NAMIBIA is a unitary state, according to the Constitution, but at the rate we are going with the latest suggestions that the country could add one or more regions and even more constituencies, it might well become a quasi-federal state based on ethnic groupings. The country has more than 15 language, cultural and tribal groups. Its 13 regions almost pander to the contours of ethnic regions.
The delimitation commission that President Pohamba announced in January is already inundated with requests to divide the Kavango Region into two, with the Caprivi likely to be affected too. The advocates of further division of the Kavango say the region is vast and only by having smaller geographical areas can services be delivered effectively.
The Constitution dictates that the country should have no fewer than six constituencies per region and should not exceed 12. The Constitution also states that the boundaries of regions and local authorities be "geographical only, without any reference to the race, colour or ethnic origin of the inhabitants". Slicing up the country further might well lead to the unintended consequence of deepening tribal divisions rather than improving services or "bringing the government closer to the people".
But tribal identities are not the biggest concern of Namibia being divided into more and smaller administrative divisions. The very people asking that government be brought closer to them might suffer from not getting that, or the effective delivery of services. It might very well work for political reasons but not practically if the aim is to get citizens to participate in the socio-economic affairs of the country.
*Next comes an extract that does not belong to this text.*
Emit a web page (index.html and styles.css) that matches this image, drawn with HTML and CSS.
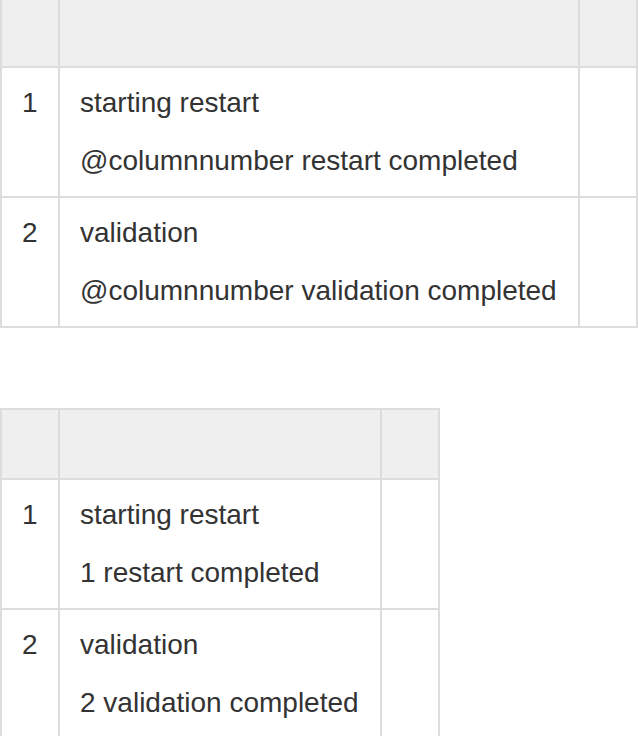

The economic pie (GDP) will not increase simply because the regions or constituencies are more. Many countries are bigger than Namibia (South Africa, Brazil, China, USA), both in physical size and population, yet they have on average fewer regions if population is taken into account. Carving up Namibia further could simply rob the people at the bottom of the food chain of much-needed services (both quality and quantity) as well as investments in infrastructure or other capital goods. Having 13 regions should have made it obvious to all by now that a lot of resources get stuck or are depleted in the bureaucracy, especially at the top levels, and that little is left for the bread and butter.
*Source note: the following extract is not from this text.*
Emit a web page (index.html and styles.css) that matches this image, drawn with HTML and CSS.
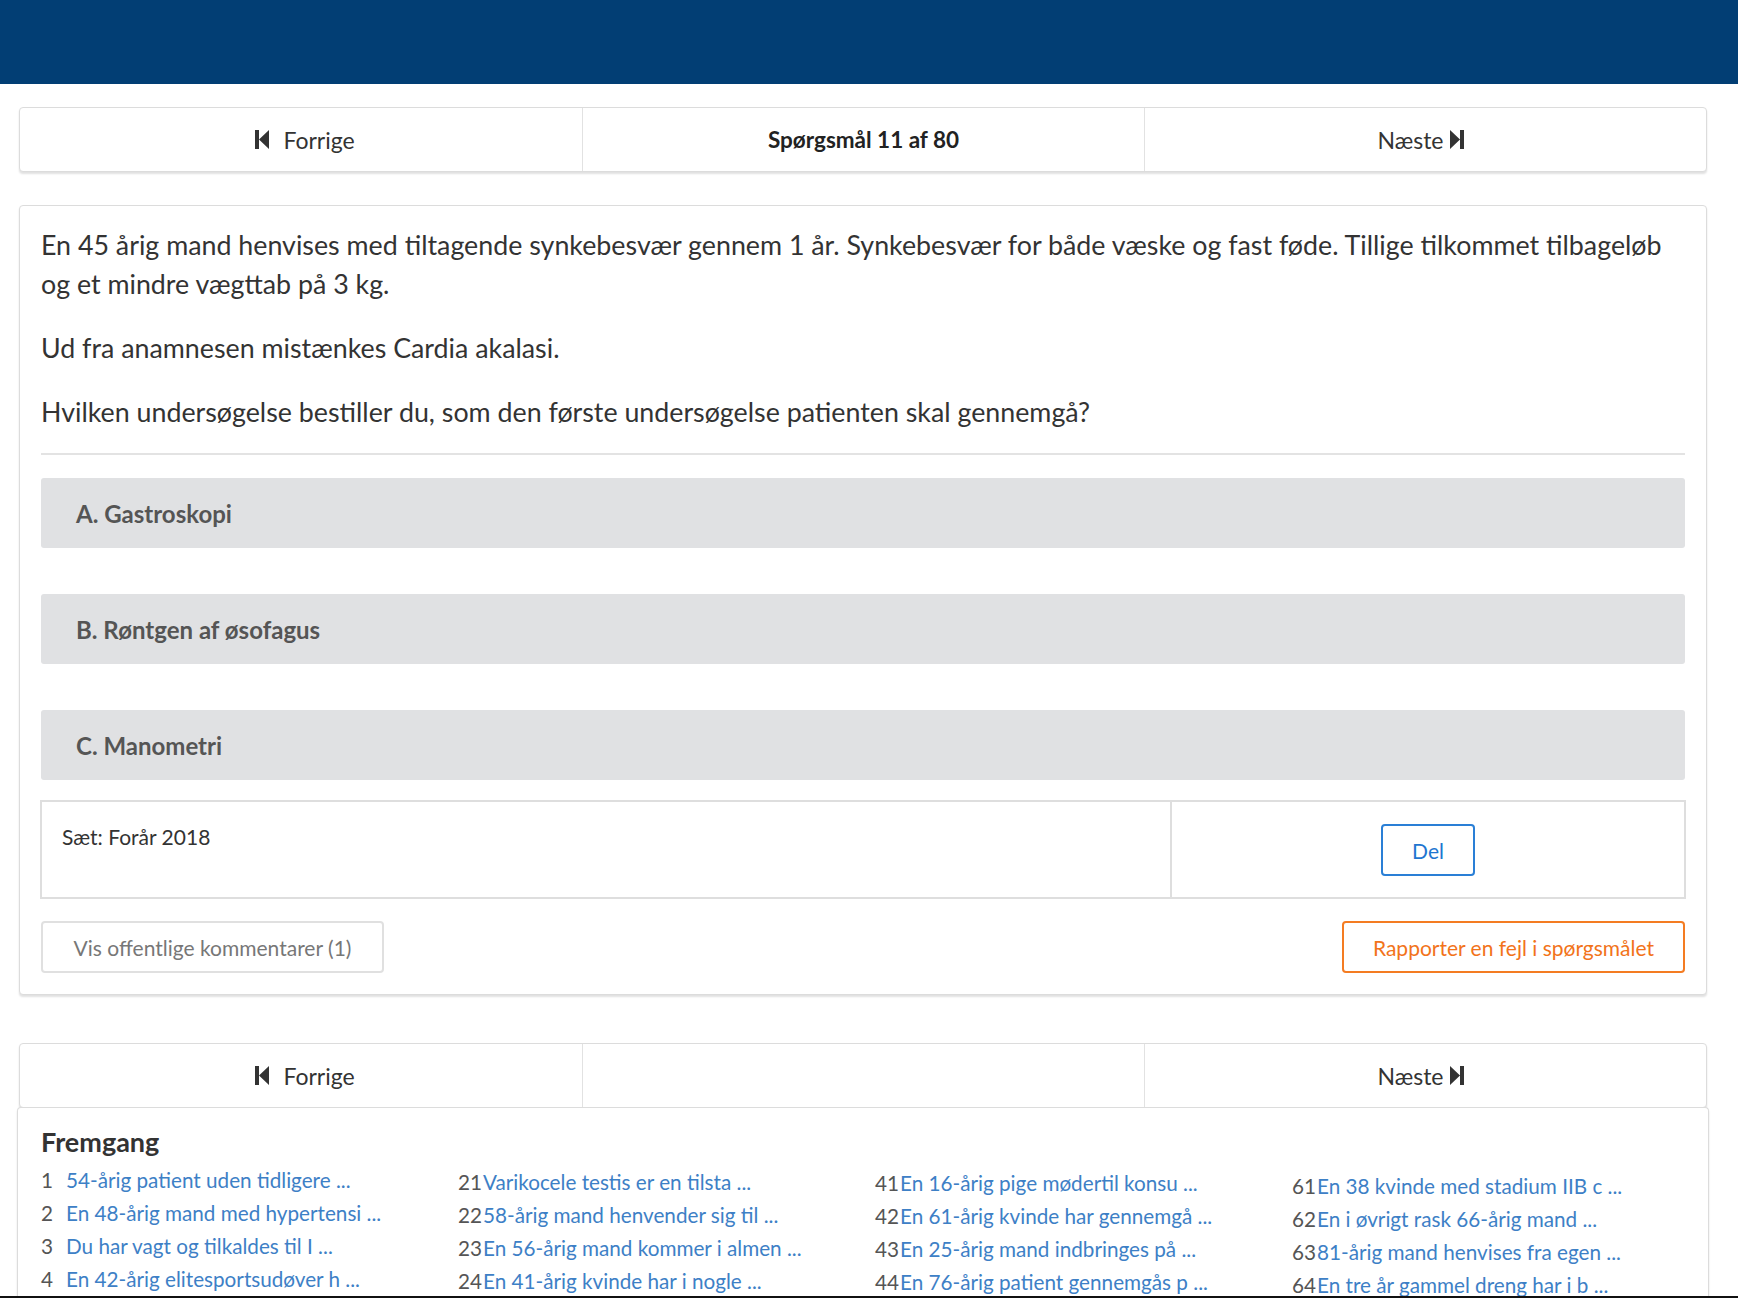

Nearly every structure is duplicated to "show" people that something is being done, instead of authorities finding the most effective way to deliver what is needed. The result is that resources are spread thinly and thus become ineffective. The allocation of government revenue at the moment will show that it is nowhere near equitably divided among all citizens. The calculation may be simplistic and impractical but it is an indication that the problem of poor service delivery lies somewhere else than the vastness of regions and constituencies.
One starting point will be to get back on track the stalled decentralisation process through which different leaders at the grassroots level (regional, constituency and town councillors) take responsibility for delivering the services from start to finish and not only to depend on the mercy of the central government leaders in Windhoek, whose main incentive is to keep the leash on politicians in regions.
Having more regions and more constituencies will not build a road network, for instance, that will stop a councillor in Caprivi from first travelling into Zambia in order to get to another part of the constituency because the terrain is impassable. Expanding the bureaucracy will not solve the structural problems that are the cause of ineffective or even non-existent service delivery.